Beaches, mountains and rural Nam

 

Beaches, mountains and rural Nam
Da Nang & the road to Hue

By Jerry Wadian
Contributing Writer

jwadian@thefayettecountyunion.com

Da Nang (also spelled Danang, like Vietnam is also spelled Viet Nam) is a city with over 4 million people. It has one of the best deep-water harbors in Asia and rivaled Long Binh as the biggest U.S. base in the country during the war. It was the location of China Beach of TV fame, although no trace of the hospital complex exists today.

The beaches at Da Nang are among the finest in the world. I have been at many of the beaches in Florida, and Professor McComb has been   to many in California; we both agreed, Danang has them all beat.

Some of the beachfront is now in private or corporate hands. Greg Norman – “the Great White Shark” of professional golf – has a walled-in estate complete with golf course.

However, large expanses of beach are open to the public. With restaurants and cold drinks close by, one can spend a peaceful afternoon, day, or week lapping up the sunshine and camaraderie of the many Westerners on the beaches.

With the bay extending for miles, you can see a wide variety of fishing craft, from reed boats to ocean-going vessels.

Da Nang is also a reminder of the adage that 90 percent of the people live on 10 percent of the land.

Vietnam is very long, but very narrow. The Mekong Delta in the southern end of the country is one big rice bowl.
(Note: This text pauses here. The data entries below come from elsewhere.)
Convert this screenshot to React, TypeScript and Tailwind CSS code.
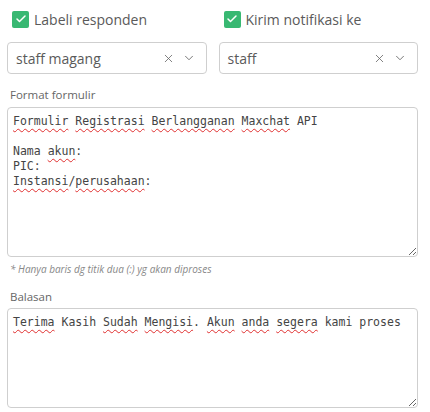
import { X, ChevronDown, Check } from "lucide-react"

const ui = { fontFamily: '"Open Sans", "Noto Sans", sans-serif' }
const mono = { fontFamily: '"DejaVu Sans Mono", "Liberation Mono", monospace' }

function Typo({ children }: { children: React.ReactNode }) {
  return (
    <span className="underline decoration-wavy decoration-[#e03030] decoration-1 underline-offset-[3px]">
      {children}
    </span>
  )
}

function CheckField({ label, value }: { label: string; value: string }) {
  return (
    <div className="flex flex-col">
      <label className="flex items-center gap-[5px] pl-[5px] h-[18px]">
        <span className="w-[17px] h-[17px] rounded-[2px] bg-[#38b872] flex items-center justify-center">
          <Check size={12} strokeWidth={3} className="text-white" />
        </span>
        <span className="text-[14px] text-[#5a5a5a]">{label}</span>
      </label>
      <div className="mt-[14px] h-[32px] rounded-[4px] border border-[#cfcfcf] flex items-center pl-[8px] pr-[10px]">
        <span className="flex-1 text-[14px] text-[#5a5a5a]">{value}</span>
        <X size={13} strokeWidth={1.5} className="text-[#666] mr-[7px]" />
        <ChevronDown size={14} strokeWidth={1.5} className="text-[#666]" />
      </div>
    </div>
  )
}

export default function App() {
  return (
    <div className="w-[430px] h-[412px] bg-white pl-[7px] pr-[12px] pt-[10px] overflow-hidden" style={ui}>
      <div className="grid grid-cols-2 gap-x-[12px]">
        <CheckField label="Labeli responden" value="staff magang" />
        <CheckField label="Kirim notifikasi ke" value="staff" />
      </div>

      <div className="mt-[14px] pl-[3px] text-[11.5px] leading-[14px] text-[#666]">Format formulir</div>
      <div
        className="mt-[5px] h-[150px] rounded-[4px] border border-[#cfcfcf] px-[5px] py-[6px] text-[11.5px] leading-[15px] text-[#444] whitespace-pre resize-y overflow-auto"
        style={mono}
      >
        <Typo>Formulir</Typo> <Typo>Registrasi</Typo> <Typo>Berlangganan</Typo> <Typo>Maxchat</Typo> API
        {"\n\n"}Nama <Typo>akun</Typo>:{"\n"}PIC:{"\n"}
        <Typo>Instansi</Typo>/<Typo>perusahaan</Typo>:
      </div>
      <div className="mt-[6px] pl-[3px] text-[10px] leading-[13px] italic text-[#888]">
        * Hanya baris dg titik dua (:) yg akan diproses
      </div>

      <div className="mt-[14px] pl-[3px] text-[11.5px] leading-[14px] text-[#666]">Balasan</div>
      <div
        className="mt-[4px] h-[100px] rounded-[4px] border border-[#cfcfcf] px-[5px] py-[6px] text-[11.5px] leading-[15px] text-[#444] whitespace-pre resize-y overflow-auto"
        style={mono}
      >
        <Typo>Terima</Typo> Kasih <Typo>Sudah</Typo> <Typo>Mengisi</Typo>. <Typo>Akun</Typo> <Typo>anda</Typo>{" "}
        <Typo>segera</Typo> kami proses
      </div>
    </div>
  )
}
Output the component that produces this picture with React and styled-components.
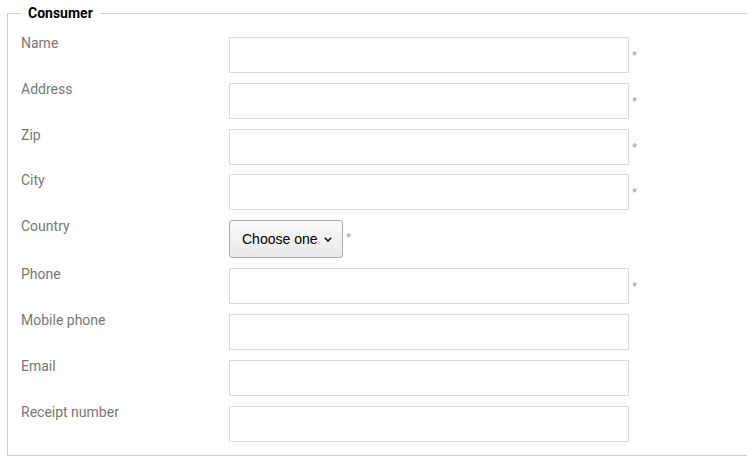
import React from "react";
import styled, { createGlobalStyle } from "styled-components";

const GlobalStyle = createGlobalStyle`
    html, body {
        margin: 0;
        padding: 0;
        background: #fff;
        overflow: hidden;
    }
    body {
        font-family: Roboto, "Liberation Sans", Arial, sans-serif;
    }
`

const Fieldset = styled.fieldset`
    margin: 3px 0 0 7px;
    width: 760px;
    box-sizing: border-box;
    border: 1px solid #cfcfcf;
    padding: 14px 13px 13px 13px;
    min-width: 0;
`

const Legend = styled.legend`
    font-family: Roboto, sans-serif;
    font-weight: 700;
    font-size: 14px;
    line-height: 20px;
    color: #000;
    padding: 0 7px;
`

const Rows = styled.div`
    display: flex;
    flex-direction: column;
    gap: 10px;
`

const Row = styled.div`
    display: flex;
    align-items: flex-start;
    margin-top: ${p => p.$pull ? -1 : 0}px;
`

const Label = styled.label`
    width: 208px;
    flex-shrink: 0;
    margin-top: -1px;
    font-size: 14px;
    line-height: 14px;
    color: #777;
`

const Field = styled.div`
    display: flex;
    align-items: center;
`

const TextInput = styled.input`
    width: 400px;
    height: 36px;
    box-sizing: border-box;
    border: 1px solid #dcdcdc;
    border-radius: 0;
    padding: 0 8px;
    font-family: Roboto, sans-serif;
    font-size: 14px;
    outline: none;
`

const SelectButton = styled.button`
    display: flex;
    align-items: center;
    gap: 6px;
    height: 38px;
    width: 114px;
    box-sizing: border-box;
    padding: 0 0 0 12px;
    white-space: nowrap;
    border: 1px solid #a9a9a9;
    border-radius: 3px;
    background: linear-gradient(#f9f9f9, #e9e9e9);
    font-family: "Liberation Sans", Arial, sans-serif;
    font-size: 14px;
    color: #000;
    cursor: pointer;
`

const Required = styled.span`
    margin-left: 3px;
    margin-top: ${p => p.$lift}px;
    font-size: 13px;
    color: #999;
    font-family: "Liberation Sans", Arial, sans-serif;
`

const Chevron = () => (
    <svg width="8" height="5" viewBox="0 0 8 5">
        <polyline points="0.8,0.8 4,4 7.2,0.8" fill="none" stroke="#000" strokeWidth="1.5" />
    </svg>
)

const fields = [
    { label: 'Name', required: true },
    { label: 'Address', required: true },
    { label: 'Zip', required: true },
    { label: 'City', required: true, pull: true },
    { label: 'Country', required: true, select: true },
    { label: 'Phone', required: true },
    { label: 'Mobile phone' },
    { label: 'Email' },
    { label: 'Receipt number' },
]

const App = () => {
    return (
        <>
        <GlobalStyle />
        <Fieldset>
            <Legend>Consumer</Legend>
            <Rows>
                {fields.map(f => (
                    <Row key={f.label} $pull={f.pull}>
                        <Label>{f.label}</Label>
                        <Field>
                            {f.select ? (
                                <SelectButton type="button">Choose one <Chevron /></SelectButton>
                            ) : (
                                <TextInput type="text" />
                            )}
                            {f.required && <Required $lift={f.select ? -4 : 0}>*</Required>}
                        </Field>
                    </Row>
                ))}
            </Rows>
        </Fieldset>
        </>
    )
}

export default App
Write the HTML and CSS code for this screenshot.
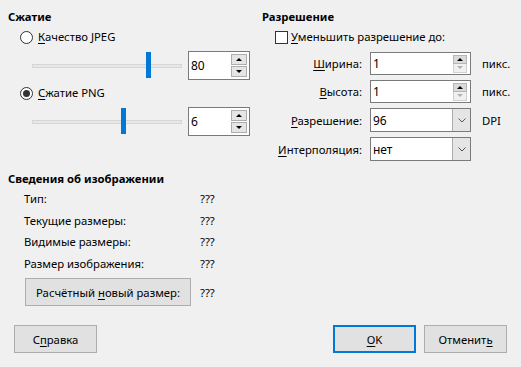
FILE: index.html
```html
<!DOCTYPE html>
<html lang="ru">
  <head>
    <meta charset="UTF-8" />
    <meta name="viewport" content="width=device-width, initial-scale=1.0" />
    <title>Сжатие изображения</title>
    <link rel="stylesheet" href="styles.css">
  </head>
  <body>
    <div class="dialog">
      <div class="top">
        <div class="compress">
          <h2 class="sectionTitle">Сжатие</h2>
          <div class="optRow">
            <span class="radio"></span>
            <span><u>К</u>ачество JPEG</span>
          </div>
          <div class="sliderRow">
            <div class="slider">
              <div class="track"></div>
              <div class="thumb" style="left: 114px"></div>
            </div>
            <div class="spin">
              <span>80</span>
              <div class="spinBtns">
                <span class="spinBtn"><i class="arrUp"></i></span>
                <span class="spinBtn"><i class="arrDown"></i></span>
              </div>
            </div>
          </div>
          <div class="optRow">
            <span class="radio checked"></span>
            <span><u>С</u>жатие PNG</span>
          </div>
          <div class="sliderRow">
            <div class="slider">
              <div class="track"></div>
              <div class="thumb" style="left: 89px"></div>
            </div>
            <div class="spin">
              <span>6</span>
              <div class="spinBtns">
                <span class="spinBtn"><i class="arrUp"></i></span>
                <span class="spinBtn"><i class="arrDown"></i></span>
              </div>
            </div>
          </div>
        </div>

        <div class="resolution">
          <h2 class="sectionTitle">Разрешение</h2>
          <div class="optRow">
            <span class="checkbox"></span>
            <span><u>У</u>меньшить разрешение до:</span>
          </div>
          <div class="fields">
            <label class="fieldLabel"><u>Ш</u>ирина:</label>
            <div class="field">
              <span>1</span>
              <div class="fieldBtns">
                <span class="fieldBtn"><i class="arrUp"></i></span>
                <span class="fieldBtn off"><i class="arrDown"></i></span>
              </div>
            </div>
            <span class="unit">пикс.</span>

            <label class="fieldLabel"><u>В</u>ысота:</label>
            <div class="field">
              <span>1</span>
              <div class="fieldBtns">
                <span class="fieldBtn"><i class="arrUp"></i></span>
                <span class="fieldBtn off"><i class="arrDown"></i></span>
              </div>
            </div>
            <span class="unit">пикс.</span>

            <label class="fieldLabel"><u>Р</u>азрешение:</label>
            <div class="combo">
              <span class="comboText">96</span>
              <span class="comboBtn">
                <svg width="8" height="5" viewBox="0 0 8 5"><polyline points="0.5,0.5 4,4 7.5,0.5" fill="none" stroke="#555" stroke-width="1"/></svg>
              </span>
            </div>
            <span class="unit">DPI</span>

            <label class="fieldLabel"><u>И</u>нтерполяция:</label>
            <div class="combo">
              <span class="comboText">нет</span>
              <span class="comboBtn">
                <svg width="8" height="5" viewBox="0 0 8 5"><polyline points="0.5,0.5 4,4 7.5,0.5" fill="none" stroke="#555" stroke-width="1"/></svg>
              </span>
            </div>
            <span class="unit"></span>
          </div>
        </div>
      </div>

      <div class="info">
        <h2 class="sectionTitle">Сведения об изображении</h2>
        <div class="infoGrid">
          <span>Тип:</span><span>???</span>
          <span>Текущие размеры:</span><span>???</span>
          <span>Видимые размеры:</span><span>???</span>
          <span>Размер изображения:</span><span>???</span>
        </div>
        <div class="calcRow">
          <button class="btn calcBtn">Расчётный <u>н</u>овый размер:</button>
          <span>???</span>
        </div>
      </div>

      <div class="footer">
        <button class="btn helpBtn">С<u>п</u>равка</button>
        <button class="btn okBtn"><u>О</u>K</button>
        <button class="btn">Отменит<u>ь</u></button>
      </div>
    </div>
  </body>
</html>
```

FILE: styles.css
```css
* {
  padding: 0;
  margin: 0;
  box-sizing: border-box;
}
body {
  background: #f0f0f0;
  font-family: "Noto Sans", "Open Sans", sans-serif;
  font-size: 11.3px;
  color: #000;
}
u {
  text-decoration: underline;
  text-underline-offset: 2px;
}
.dialog {
  width: 521px;
  height: 367px;
  padding: 9px 14px 14px 8px;
  display: flex;
  flex-direction: column;
}
.top {
  display: grid;
  grid-template-columns: 254px 1fr;
}
.sectionTitle {
  font-size: 11.3px;
  font-weight: 700;
  line-height: 16px;
}
.optRow {
  display: flex;
  align-items: center;
  height: 16px;
  margin-top: 4px;
  padding-left: 12px;
  line-height: 16px;
}
.radio {
  width: 13px;
  height: 13px;
  border: 1px solid #333;
  border-radius: 50%;
  background: #fff;
  margin-right: 5px;
  display: flex;
  align-items: center;
  justify-content: center;
}
.radio.checked::after {
  content: "";
  width: 7px;
  height: 7px;
  border-radius: 50%;
  background: #333;
}
.checkbox {
  width: 13px;
  height: 13px;
  border: 1px solid #333;
  background: #fff;
  margin: 0 3px 0 1px;
}

/* sliders */
.sliderRow {
  display: flex;
  align-items: center;
  margin-top: 6px;
  margin-bottom: 5px;
}
.slider {
  position: relative;
  width: 150px;
  height: 29px;
  margin-left: 24px;
  margin-right: 6px;
  display: flex;
  align-items: center;
}
.track {
  width: 100%;
  height: 4px;
  background: #e7e7e7;
  border: 1px solid #d6d6d6;
}
.thumb {
  position: absolute;
  top: 1px;
  width: 5px;
  height: 26px;
  background: #0078d7;
}
.spin {
  width: 62px;
  height: 29px;
  border: 1px solid #7a7a7a;
  background: #fff;
  display: flex;
  align-items: center;
  justify-content: space-between;
  padding-left: 2px;
  font-size: 12px;
}
.spinBtns {
  display: flex;
  flex-direction: column;
  gap: 1px;
  margin-right: 2px;
}
.spinBtn {
  width: 16px;
  height: 11px;
  background: #e5e5e5;
  border: 1px solid #adadad;
  display: flex;
  align-items: center;
  justify-content: center;
}
.arrUp {
  width: 0;
  height: 0;
  border-left: 3px solid transparent;
  border-right: 3px solid transparent;
  border-bottom: 3px solid #000;
}
.arrDown {
  width: 0;
  height: 0;
  border-left: 3px solid transparent;
  border-right: 3px solid transparent;
  border-top: 3px solid #000;
}

/* resolution */
.fields {
  display: grid;
  grid-template-columns: 100px 101px auto;
  column-gap: 8px;
  row-gap: 5px;
  align-items: center;
  margin-top: 7px;
}
.fieldLabel {
  text-align: right;
}
.unit {
  padding-left: 3px;
}
.field,
.combo {
  height: 23px;
  border: 1px solid #7a7a7a;
  background: #fff;
  display: flex;
  align-items: center;
  font-size: 12px;
}
.field {
  justify-content: space-between;
  padding-left: 2px;
}
.fieldBtns {
  display: flex;
  flex-direction: column;
  margin-right: 3px;
}
.fieldBtn {
  width: 14px;
  height: 9px;
  background: #dadada;
  border: 1px solid #b5b5b5;
  display: flex;
  align-items: center;
  justify-content: center;
}
.fieldBtn.off {
  background: #f0f0f0;
  border-color: #d0d0d0;
  border-top: none;
}
.fieldBtn.off .arrDown {
  border-top-color: #b0b0b0;
}
.combo {
  height: 24px;
}
.comboText {
  flex: 1;
  padding-left: 2px;
}
.comboBtn {
  width: 18px;
  height: 100%;
  background: #e5e5e5;
  border-left: 1px solid #adadad;
  display: flex;
  align-items: center;
  justify-content: center;
}

/* info */
.info {
  margin-top: 10px;
}
.infoGrid {
  display: grid;
  grid-template-columns: 176px auto;
  grid-auto-rows: 21.5px;
  align-items: center;
  padding-left: 16px;
  margin-top: 1px;
}
.calcRow {
  display: flex;
  align-items: center;
  margin-top: 4px;
  padding-left: 17px;
}
.btn {
  height: 28px;
  width: 83px;
  background: #e1e1e1;
  border: 1px solid #adadad;
  font-family: inherit;
  font-size: 11.3px;
  color: #000;
}
.calcBtn {
  width: 166px;
  margin-right: 9px;
}

/* footer */
.footer {
  margin-top: auto;
  display: flex;
}
.helpBtn {
  margin-left: 6px;
}
.okBtn {
  margin-left: auto;
  margin-right: 8px;
  border: 2px solid #0078d7;
}
```
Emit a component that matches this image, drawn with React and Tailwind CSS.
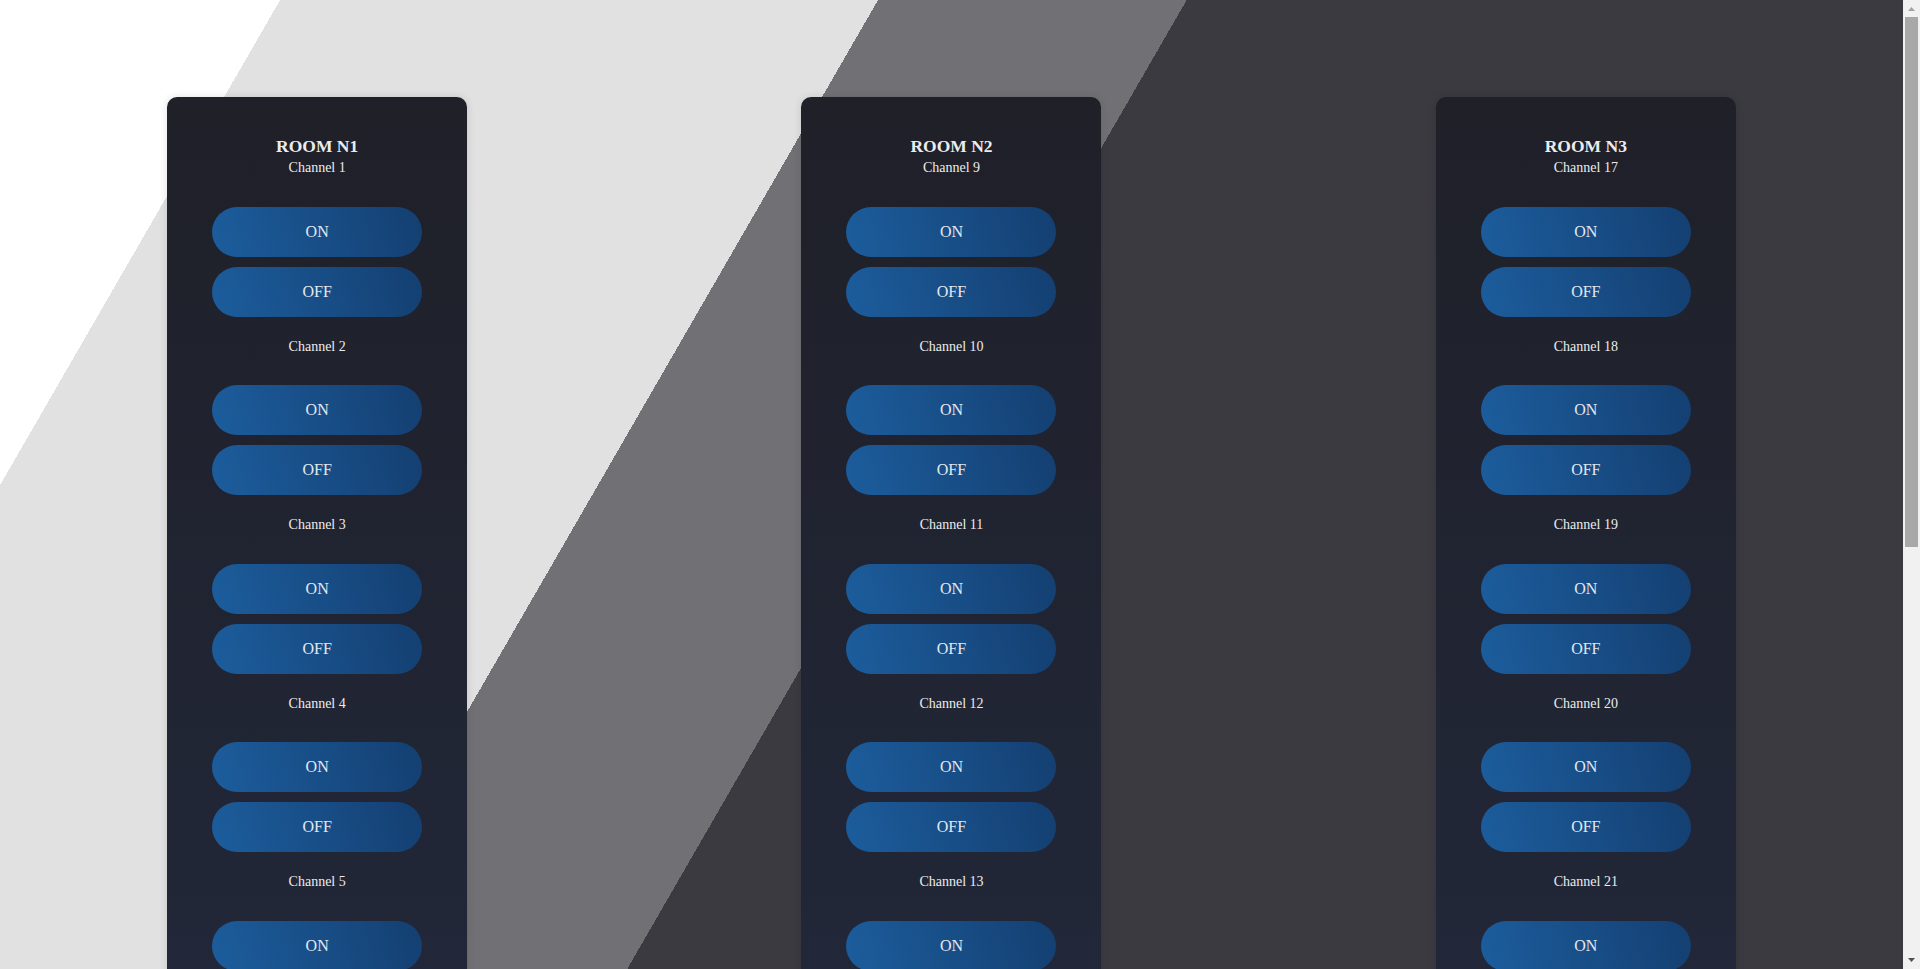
const ROOMS = [
    { name: 'ROOM N1', start: 1 },
    { name: 'ROOM N2', start: 9 },
    { name: 'ROOM N3', start: 17 },
]

function Channel({ num, first }) {
    return (
        <div className="flex flex-col items-center">
            <p className={`${first ? 'mt-[3px]' : 'mt-[22px]'} text-[14px] leading-[15px] text-[#ececec]`}>
                Channel {num}
            </p>
            <button className="mt-[31.6px] w-[210px] h-[50px] rounded-full bg-[linear-gradient(75deg,#1c5d9d,#143f71)] text-[16px] text-[#e4e8ee]">
                ON
            </button>
            <button className="mt-[10px] w-[210px] h-[50px] rounded-full bg-[linear-gradient(75deg,#1c5d9d,#143f71)] text-[16px] text-[#e4e8ee]">
                OFF
            </button>
        </div>
    )
}

function RoomCard({ room }) {
    const channels = Array.from({ length: 8 }, (_, i) => room.start + i)
    return (
        <div className="w-[300px] shrink-0 rounded-[10px] pt-[38px] pb-[40px] bg-[linear-gradient(to_bottom,#1f2028,#232c45)] shadow-[0_0_8px_rgba(0,0,0,0.12)]">
            <h3 className="text-center text-[17.5px] leading-[22px] font-bold text-[#ececec]">{room.name}</h3>
            {channels.map((c, i) => (
                <Channel key={c} num={c} first={i === 0} />
            ))}
        </div>
    )
}

// imitation of the browser scrollbar seen in the screenshot
function Scrollbar() {
    return (
        <div className="w-[17px] shrink-0 h-full bg-[#f1f1f1] flex flex-col items-center">
            <svg width="17" height="17" viewBox="0 0 17 17" className="shrink-0">
                <path d="M5 11 L8.5 7 L12 11 Z" fill="#a3a3a3" />
            </svg>
            <div className="w-[13px] h-[530px] bg-[#a8a8a8] mt-[0.3px]" />
            <div className="flex-1" />
            <svg width="17" height="17" viewBox="0 0 17 17" className="shrink-0">
                <path d="M5 6 L8.5 10 L12 6 Z" fill="#505050" />
            </svg>
        </div>
    )
}

export default function App() {
    return (
        <div className="flex h-screen overflow-hidden font-['Liberation_Serif','Times_New_Roman',serif]">
            <div className="flex-1 min-w-0 overflow-hidden bg-[linear-gradient(120deg,#ffffff_242.6px,#e1e1e1_242.6px,#e1e1e1_760.4px,#717175_760.4px,#717175_1027.7px,#3a3a40_1027.7px)]">
                <div className="flex justify-around items-start pt-[97px] pb-[97px]">
                    {ROOMS.map((r) => (
                        <RoomCard key={r.name} room={r} />
                    ))}
                </div>
            </div>
            <Scrollbar />
        </div>
    )
}
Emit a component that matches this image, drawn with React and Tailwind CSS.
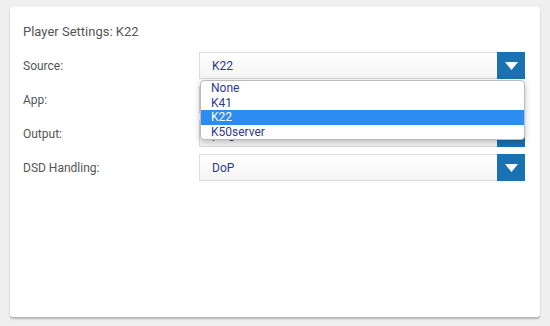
import { useState } from "react";

const FIELDS = [
  { label: "Source:", value: "K22" },
  { label: "App:", value: "Roon" },
  { label: "Output:", value: "plughw" },
  { label: "DSD Handling:", value: "DoP" },
];

const SOURCES = ["None", "K41", "K22", "K50server"];

const Arrow = () => (
  <svg width="13" height="8" viewBox="0 0 13 8">
    <polygon points="0,0 13,0 6.5,8" fill="#fff" />
  </svg>
);

const SelectBox = ({ value }) => (
  <div className="flex h-[27px] border border-[#dcdcdc] bg-gradient-to-b from-white to-[#f4f4f4]">
    <div className="flex-1 flex items-center pl-[12px] text-[12px] text-[#2f3a8c]">
      {value}
    </div>
    <div className="w-[28px] -my-px -mr-px bg-[#1b72b2] flex items-center justify-center">
      <Arrow />
    </div>
  </div>
);

export default function App() {
  const [open] = useState(true);
  const selected = "K22";

  return (
    <div
      className="h-[326px] bg-[#efefef] pt-[7px] px-[10px] pb-[9px]"
      style={{ fontFamily: "Roboto, 'Liberation Sans', sans-serif" }}
    >
      <div className="h-full bg-white rounded-[3px] shadow-[0_2px_2px_rgba(0,0,0,0.25)] pl-[13px] pr-[15px] pt-[16px]">
        <h1 className="text-[13px] leading-[18px] text-[#555]">
          Player Settings: K22
        </h1>

        <div className="relative mt-[11px] flex flex-col gap-[7px]">
          {FIELDS.map((f) => (
            <div key={f.label} className="grid grid-cols-[176px_1fr] items-center">
              <span className="text-[12px] text-[#555]">{f.label}</span>
              <SelectBox value={f.value} />
            </div>
          ))}

          {open && (
            <ul className="absolute top-[28px] left-[177px] right-0 bg-white border border-[#bbb] rounded-[4px] shadow-[0_2px_6px_rgba(0,0,0,0.25)] overflow-hidden">
              {SOURCES.map((s) => (
                <li
                  key={s}
                  className={
                    s === selected
                      ? "h-[14.5px] leading-[14.5px] pl-[10px] text-[12px] bg-[#2d8cf0] text-white"
                      : "h-[14.5px] leading-[14.5px] pl-[10px] text-[12px] text-[#2f3a8c]"
                  }
                >
                  {s}
                </li>
              ))}
            </ul>
          )}
        </div>
      </div>
    </div>
  );
}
In the rest of the country, most of the people live near the coast because Nam is one long mountain chain covered with double- and triple-canopy jungle.

All around Da Nang we saw mountains. Some, like Marble Mountain – named for the marble mined out of it, stick up like solo fingers from a flat plain. Others are part of the chain that separates coast from the interior.

To drive out of Da Nang, you have gone over these mountains of over 3000 .0feet on a two-lane highway. 

The view is spectacular, and our guide had the driver stop along the way so we could get some dramatic views of Danang Harbor.

Equally spectacular was some of the traffic going up and down the mountain “road.” 

There is an alternate route that just recently opened. It uses a four-mile-long tunnel cut through one of the mountains. It does cut off hours of time from the trip, but at the cost of the magnificent vistas.

We did take the tunnel on the way back to Danang so we could fly to Hanoi. Going through the tunnel, I couldn’t help but recall my reading on the battle of Dienbienphu, the battle that ended French colonial rule.

The French were ensconced in a valley, confident that their artillery could silence anything the Viet Minh (as the Vietnamese army was called then) could bring to the battlefield. 

Using nothing but ropes and pulleys, the Viet Minh hauled one-ton howitzers up the sides of the mountains to revetments dug into, and sometimes through, the mountain. All they had to do was roll the gun out, shoot, and roll it back in. The French could never silence the extensive artillery barrage that rained down on them, and their commander of artillery committed suicide over his underestimation of the Vietnamese.

Once over the mountains, we were back into a visual era that I could identify without ever having been there. We were in a rural Vietnam that looked like the one I remembered in Long Khanh province some 43 years ago.

There were little fishing villages, isolated homes, small rice paddies, and other little villages. Some villages were doing okay, but some were dirt poor. The same was true for the houses; some looked like there was a level of prosperity, and others wouldn’t make a good shack. 

In the paddies, which are small compared to those in southern Vietnam, there is a little machinery starting to do some of the work. However, the ubiquitous water buffalo is still the “tractor” of Vietnam. Every farmer has one of these one-ton relatives of the Cape buffalo – which many big-game hunters claim is the most dangerous game of all.

The Vietnamese version is more placid and thrives on the wetlands and mud baths. They seem gentle; even small children can lead one around with the rope coming from its nose ring. 

However, if the buffalo is unattended, heed our guide’s warning and be very careful! Buffalo can have an attitude, and as my platoon found out one day during my first trip to Vietnam, an M-60 machine gun will not stop one these beasts!

Every so often, we would stop and photograph a rice paddy, water buffalo, or small fishing village, making it enjoyable trip, that was not only visually rewarding, but also a peek into a part of Vietnam that is little changed in the past century.